Print exactly the lines below between the line containing "Emit a component" and the line containing "import React from 'react';", counting both of those lines. Leave pictures out.
____________
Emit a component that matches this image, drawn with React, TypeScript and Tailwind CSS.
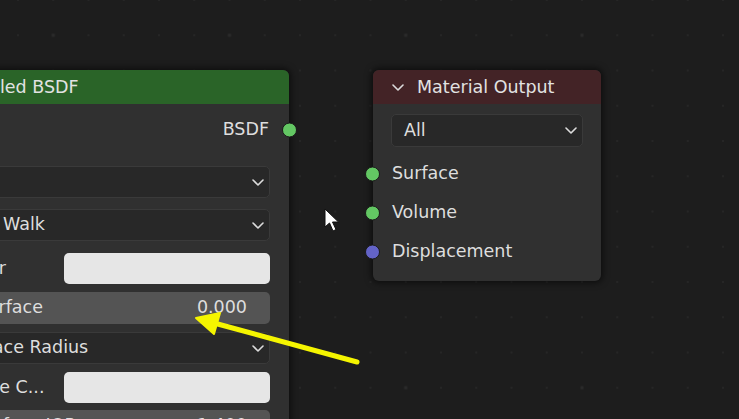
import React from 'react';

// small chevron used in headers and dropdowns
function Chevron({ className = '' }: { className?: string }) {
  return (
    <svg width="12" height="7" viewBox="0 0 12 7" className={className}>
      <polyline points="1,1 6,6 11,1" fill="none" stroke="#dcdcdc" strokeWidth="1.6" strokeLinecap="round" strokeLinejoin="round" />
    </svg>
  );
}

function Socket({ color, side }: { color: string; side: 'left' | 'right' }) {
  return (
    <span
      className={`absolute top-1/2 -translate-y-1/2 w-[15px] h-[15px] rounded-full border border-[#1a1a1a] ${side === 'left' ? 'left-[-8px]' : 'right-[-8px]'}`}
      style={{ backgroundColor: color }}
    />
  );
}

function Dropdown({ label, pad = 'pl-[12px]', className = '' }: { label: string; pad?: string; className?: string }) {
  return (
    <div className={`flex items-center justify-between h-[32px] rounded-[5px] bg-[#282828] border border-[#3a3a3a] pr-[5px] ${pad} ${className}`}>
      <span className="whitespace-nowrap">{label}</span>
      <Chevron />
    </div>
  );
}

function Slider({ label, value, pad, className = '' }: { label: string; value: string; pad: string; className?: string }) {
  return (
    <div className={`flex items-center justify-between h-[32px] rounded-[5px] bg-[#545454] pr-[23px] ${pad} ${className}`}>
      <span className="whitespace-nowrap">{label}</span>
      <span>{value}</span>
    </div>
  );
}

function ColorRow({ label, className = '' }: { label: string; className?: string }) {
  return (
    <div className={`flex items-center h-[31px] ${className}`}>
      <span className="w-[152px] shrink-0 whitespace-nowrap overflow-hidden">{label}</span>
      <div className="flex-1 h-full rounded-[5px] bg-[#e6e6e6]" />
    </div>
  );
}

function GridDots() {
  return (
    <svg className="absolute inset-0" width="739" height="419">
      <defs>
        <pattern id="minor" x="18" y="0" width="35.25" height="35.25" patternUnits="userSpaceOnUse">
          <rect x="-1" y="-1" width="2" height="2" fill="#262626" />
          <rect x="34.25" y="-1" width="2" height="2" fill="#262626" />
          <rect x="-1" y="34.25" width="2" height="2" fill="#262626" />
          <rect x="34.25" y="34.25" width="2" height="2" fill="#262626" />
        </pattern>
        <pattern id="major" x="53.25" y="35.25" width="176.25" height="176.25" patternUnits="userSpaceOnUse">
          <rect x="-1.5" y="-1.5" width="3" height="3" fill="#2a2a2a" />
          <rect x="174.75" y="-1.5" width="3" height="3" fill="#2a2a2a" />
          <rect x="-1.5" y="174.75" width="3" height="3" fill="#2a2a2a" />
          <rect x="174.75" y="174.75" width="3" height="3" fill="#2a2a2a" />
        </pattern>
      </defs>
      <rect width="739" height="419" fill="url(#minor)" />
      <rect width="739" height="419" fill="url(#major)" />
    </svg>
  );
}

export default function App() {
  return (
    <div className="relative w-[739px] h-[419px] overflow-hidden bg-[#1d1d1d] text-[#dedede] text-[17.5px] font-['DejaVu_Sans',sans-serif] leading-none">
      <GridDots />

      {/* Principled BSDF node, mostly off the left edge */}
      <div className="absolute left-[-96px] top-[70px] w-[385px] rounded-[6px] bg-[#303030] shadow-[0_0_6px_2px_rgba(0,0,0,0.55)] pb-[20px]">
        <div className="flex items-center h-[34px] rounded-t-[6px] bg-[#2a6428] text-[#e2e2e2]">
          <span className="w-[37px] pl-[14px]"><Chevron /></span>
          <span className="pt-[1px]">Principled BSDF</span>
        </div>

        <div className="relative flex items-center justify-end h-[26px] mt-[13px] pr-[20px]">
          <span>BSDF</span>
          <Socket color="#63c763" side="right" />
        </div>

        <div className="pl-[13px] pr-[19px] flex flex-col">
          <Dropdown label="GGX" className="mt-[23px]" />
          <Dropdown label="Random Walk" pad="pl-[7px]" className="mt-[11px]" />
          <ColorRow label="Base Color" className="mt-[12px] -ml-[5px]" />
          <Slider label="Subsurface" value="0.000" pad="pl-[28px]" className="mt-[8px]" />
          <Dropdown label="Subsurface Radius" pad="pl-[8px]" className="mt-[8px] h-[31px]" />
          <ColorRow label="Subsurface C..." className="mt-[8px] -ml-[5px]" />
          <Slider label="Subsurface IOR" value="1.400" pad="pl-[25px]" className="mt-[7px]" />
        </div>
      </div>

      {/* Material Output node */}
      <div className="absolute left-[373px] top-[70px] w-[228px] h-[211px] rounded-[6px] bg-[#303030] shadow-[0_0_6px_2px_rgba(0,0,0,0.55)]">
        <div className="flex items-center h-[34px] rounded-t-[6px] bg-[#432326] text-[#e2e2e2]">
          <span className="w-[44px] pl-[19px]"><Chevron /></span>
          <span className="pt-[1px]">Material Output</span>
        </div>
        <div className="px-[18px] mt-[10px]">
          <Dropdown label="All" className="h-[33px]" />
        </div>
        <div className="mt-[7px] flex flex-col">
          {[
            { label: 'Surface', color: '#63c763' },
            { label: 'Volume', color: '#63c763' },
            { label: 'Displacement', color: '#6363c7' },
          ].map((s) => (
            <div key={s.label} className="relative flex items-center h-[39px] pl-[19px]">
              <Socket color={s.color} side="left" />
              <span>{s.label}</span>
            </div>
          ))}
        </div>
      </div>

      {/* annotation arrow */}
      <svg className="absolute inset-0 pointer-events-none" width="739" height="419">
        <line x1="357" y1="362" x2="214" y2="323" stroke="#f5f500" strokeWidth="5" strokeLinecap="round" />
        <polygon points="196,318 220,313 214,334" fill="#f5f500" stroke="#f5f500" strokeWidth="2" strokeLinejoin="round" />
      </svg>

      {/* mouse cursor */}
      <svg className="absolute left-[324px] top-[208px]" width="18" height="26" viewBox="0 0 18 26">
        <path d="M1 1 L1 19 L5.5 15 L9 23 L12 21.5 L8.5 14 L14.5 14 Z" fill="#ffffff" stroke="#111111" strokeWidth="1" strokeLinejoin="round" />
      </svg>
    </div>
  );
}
____________
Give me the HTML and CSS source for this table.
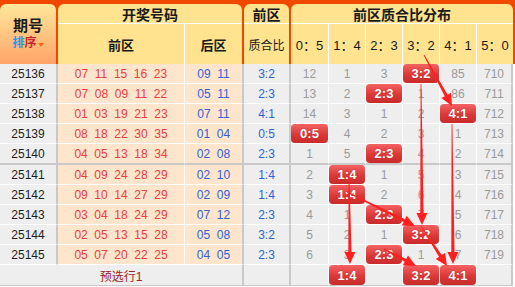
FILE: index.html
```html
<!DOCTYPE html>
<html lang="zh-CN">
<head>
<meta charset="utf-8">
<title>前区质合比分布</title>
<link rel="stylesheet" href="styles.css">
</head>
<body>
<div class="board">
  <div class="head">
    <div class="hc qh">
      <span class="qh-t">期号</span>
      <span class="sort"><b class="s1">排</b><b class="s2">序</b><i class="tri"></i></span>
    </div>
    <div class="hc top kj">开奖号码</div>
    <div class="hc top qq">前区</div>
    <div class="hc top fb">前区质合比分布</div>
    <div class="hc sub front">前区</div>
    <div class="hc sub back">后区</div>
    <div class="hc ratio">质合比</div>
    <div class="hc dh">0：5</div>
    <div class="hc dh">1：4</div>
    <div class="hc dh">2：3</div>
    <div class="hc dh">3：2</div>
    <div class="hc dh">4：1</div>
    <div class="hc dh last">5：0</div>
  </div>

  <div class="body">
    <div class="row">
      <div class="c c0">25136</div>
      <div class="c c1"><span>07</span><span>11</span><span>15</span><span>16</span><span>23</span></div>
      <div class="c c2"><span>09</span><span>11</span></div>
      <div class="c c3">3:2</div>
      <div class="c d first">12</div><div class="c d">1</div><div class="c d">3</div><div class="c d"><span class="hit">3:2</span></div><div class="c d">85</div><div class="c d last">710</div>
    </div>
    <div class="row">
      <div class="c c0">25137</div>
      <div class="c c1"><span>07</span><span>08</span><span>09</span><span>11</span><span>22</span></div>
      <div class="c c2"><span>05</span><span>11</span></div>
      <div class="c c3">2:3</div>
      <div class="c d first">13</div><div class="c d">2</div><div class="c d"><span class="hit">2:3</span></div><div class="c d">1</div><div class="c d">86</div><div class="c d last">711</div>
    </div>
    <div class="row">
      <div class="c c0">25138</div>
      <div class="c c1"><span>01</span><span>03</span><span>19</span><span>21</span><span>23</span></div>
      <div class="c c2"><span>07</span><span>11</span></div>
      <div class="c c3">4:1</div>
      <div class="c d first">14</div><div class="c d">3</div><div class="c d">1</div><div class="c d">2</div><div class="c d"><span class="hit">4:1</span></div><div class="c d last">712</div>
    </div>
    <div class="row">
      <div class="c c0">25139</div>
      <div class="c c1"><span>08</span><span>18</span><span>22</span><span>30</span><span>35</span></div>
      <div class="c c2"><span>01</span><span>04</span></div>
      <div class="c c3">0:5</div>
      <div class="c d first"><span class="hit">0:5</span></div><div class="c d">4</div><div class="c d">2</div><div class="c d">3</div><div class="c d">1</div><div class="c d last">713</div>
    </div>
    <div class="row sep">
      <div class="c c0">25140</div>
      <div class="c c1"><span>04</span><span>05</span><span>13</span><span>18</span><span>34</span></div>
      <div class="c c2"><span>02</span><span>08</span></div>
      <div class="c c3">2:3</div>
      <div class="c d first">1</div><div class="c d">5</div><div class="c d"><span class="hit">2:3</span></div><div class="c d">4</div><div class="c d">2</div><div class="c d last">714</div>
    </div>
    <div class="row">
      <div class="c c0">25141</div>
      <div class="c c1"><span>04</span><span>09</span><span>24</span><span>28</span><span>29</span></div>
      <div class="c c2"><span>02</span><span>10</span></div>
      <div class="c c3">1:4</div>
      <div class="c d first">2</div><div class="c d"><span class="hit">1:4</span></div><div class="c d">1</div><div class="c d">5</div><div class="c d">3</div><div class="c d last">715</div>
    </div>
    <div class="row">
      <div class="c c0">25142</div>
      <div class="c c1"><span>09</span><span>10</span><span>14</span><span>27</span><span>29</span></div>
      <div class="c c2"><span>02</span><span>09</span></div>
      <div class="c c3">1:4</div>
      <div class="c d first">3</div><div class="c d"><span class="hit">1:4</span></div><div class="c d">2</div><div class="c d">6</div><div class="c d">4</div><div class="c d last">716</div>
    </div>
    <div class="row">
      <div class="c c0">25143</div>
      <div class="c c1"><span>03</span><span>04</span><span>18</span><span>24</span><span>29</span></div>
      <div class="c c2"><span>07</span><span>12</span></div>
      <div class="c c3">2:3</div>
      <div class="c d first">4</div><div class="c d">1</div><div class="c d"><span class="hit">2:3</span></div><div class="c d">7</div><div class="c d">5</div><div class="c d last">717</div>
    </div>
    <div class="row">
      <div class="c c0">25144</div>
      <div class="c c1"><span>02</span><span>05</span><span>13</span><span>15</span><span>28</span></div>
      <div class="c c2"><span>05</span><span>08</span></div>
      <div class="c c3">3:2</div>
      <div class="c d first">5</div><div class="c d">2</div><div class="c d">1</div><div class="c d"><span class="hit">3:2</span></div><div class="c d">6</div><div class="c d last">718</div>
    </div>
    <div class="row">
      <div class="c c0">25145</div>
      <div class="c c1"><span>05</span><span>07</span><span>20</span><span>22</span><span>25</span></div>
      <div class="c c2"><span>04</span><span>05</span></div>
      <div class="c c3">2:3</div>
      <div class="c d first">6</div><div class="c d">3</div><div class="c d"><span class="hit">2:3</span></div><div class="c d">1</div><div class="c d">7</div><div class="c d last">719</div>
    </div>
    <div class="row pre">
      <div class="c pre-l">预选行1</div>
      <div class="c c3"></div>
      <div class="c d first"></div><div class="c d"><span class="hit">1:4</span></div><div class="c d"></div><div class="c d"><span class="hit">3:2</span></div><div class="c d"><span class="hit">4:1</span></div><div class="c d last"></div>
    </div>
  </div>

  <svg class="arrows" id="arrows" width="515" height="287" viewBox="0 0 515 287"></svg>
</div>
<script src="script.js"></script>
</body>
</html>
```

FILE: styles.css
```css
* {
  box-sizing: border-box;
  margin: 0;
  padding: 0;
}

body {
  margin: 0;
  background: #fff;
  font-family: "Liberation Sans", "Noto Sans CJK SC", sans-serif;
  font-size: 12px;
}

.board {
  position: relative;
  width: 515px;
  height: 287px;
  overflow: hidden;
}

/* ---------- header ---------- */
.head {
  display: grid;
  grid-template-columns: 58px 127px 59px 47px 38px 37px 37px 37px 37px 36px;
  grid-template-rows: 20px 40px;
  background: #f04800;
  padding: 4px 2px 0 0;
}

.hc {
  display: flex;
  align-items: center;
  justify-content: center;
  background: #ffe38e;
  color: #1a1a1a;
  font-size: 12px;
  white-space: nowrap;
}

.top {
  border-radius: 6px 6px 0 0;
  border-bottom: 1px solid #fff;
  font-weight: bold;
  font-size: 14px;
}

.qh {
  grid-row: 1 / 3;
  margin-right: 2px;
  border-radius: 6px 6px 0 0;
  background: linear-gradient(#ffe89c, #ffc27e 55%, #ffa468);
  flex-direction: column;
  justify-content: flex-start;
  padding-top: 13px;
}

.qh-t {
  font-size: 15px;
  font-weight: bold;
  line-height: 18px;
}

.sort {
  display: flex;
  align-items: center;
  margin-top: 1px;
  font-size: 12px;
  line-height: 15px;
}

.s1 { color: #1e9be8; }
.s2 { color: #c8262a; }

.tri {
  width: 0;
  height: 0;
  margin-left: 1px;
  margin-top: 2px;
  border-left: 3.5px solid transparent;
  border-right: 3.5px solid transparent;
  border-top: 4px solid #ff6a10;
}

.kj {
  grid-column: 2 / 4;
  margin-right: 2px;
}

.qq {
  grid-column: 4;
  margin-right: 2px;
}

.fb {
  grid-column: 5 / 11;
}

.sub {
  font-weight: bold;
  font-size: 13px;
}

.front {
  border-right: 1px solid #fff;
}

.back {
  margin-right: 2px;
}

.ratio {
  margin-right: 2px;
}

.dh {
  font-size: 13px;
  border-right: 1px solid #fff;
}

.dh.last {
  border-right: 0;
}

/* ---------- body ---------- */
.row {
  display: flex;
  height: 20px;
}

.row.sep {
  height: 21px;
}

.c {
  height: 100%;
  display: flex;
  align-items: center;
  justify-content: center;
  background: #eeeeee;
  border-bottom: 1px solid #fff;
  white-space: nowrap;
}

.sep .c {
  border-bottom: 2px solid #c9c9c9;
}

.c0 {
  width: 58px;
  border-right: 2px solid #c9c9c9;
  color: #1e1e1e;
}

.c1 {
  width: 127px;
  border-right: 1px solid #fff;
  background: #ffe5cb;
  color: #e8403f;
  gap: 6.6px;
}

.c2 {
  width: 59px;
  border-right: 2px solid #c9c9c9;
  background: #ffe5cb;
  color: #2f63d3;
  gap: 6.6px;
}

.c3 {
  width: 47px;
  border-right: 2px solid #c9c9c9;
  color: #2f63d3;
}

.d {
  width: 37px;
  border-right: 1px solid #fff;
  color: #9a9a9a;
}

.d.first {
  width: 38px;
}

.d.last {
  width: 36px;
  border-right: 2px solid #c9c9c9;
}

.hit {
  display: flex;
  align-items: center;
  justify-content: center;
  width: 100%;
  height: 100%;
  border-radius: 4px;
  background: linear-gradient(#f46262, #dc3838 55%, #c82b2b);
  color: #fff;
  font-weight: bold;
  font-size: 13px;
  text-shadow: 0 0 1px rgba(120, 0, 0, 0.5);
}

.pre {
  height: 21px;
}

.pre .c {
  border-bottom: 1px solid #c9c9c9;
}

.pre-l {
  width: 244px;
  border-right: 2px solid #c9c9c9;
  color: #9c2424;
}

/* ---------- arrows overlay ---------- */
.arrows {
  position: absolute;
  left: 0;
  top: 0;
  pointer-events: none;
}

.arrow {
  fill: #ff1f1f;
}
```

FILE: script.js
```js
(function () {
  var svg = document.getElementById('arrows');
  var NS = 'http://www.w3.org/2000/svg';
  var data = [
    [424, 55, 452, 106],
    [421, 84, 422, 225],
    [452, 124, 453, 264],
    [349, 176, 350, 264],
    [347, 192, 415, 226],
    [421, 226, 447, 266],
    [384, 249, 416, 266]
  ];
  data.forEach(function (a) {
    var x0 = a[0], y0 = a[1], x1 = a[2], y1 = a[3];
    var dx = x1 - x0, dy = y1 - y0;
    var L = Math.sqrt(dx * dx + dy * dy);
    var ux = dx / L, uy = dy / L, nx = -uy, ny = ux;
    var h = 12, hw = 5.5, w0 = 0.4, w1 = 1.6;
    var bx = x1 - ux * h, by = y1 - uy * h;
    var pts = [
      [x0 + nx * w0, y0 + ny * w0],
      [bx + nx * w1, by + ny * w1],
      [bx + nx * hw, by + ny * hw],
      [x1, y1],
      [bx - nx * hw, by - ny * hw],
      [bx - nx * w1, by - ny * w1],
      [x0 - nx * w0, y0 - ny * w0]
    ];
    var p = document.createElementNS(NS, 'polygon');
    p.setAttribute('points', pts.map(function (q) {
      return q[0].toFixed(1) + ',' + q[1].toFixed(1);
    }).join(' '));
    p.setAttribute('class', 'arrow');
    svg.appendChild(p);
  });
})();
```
____________
__RESPONSE TO THE EXERCISE__.
Emit a component that matches this image, drawn with React, TypeScript and Tailwind CSS.
import React from 'react';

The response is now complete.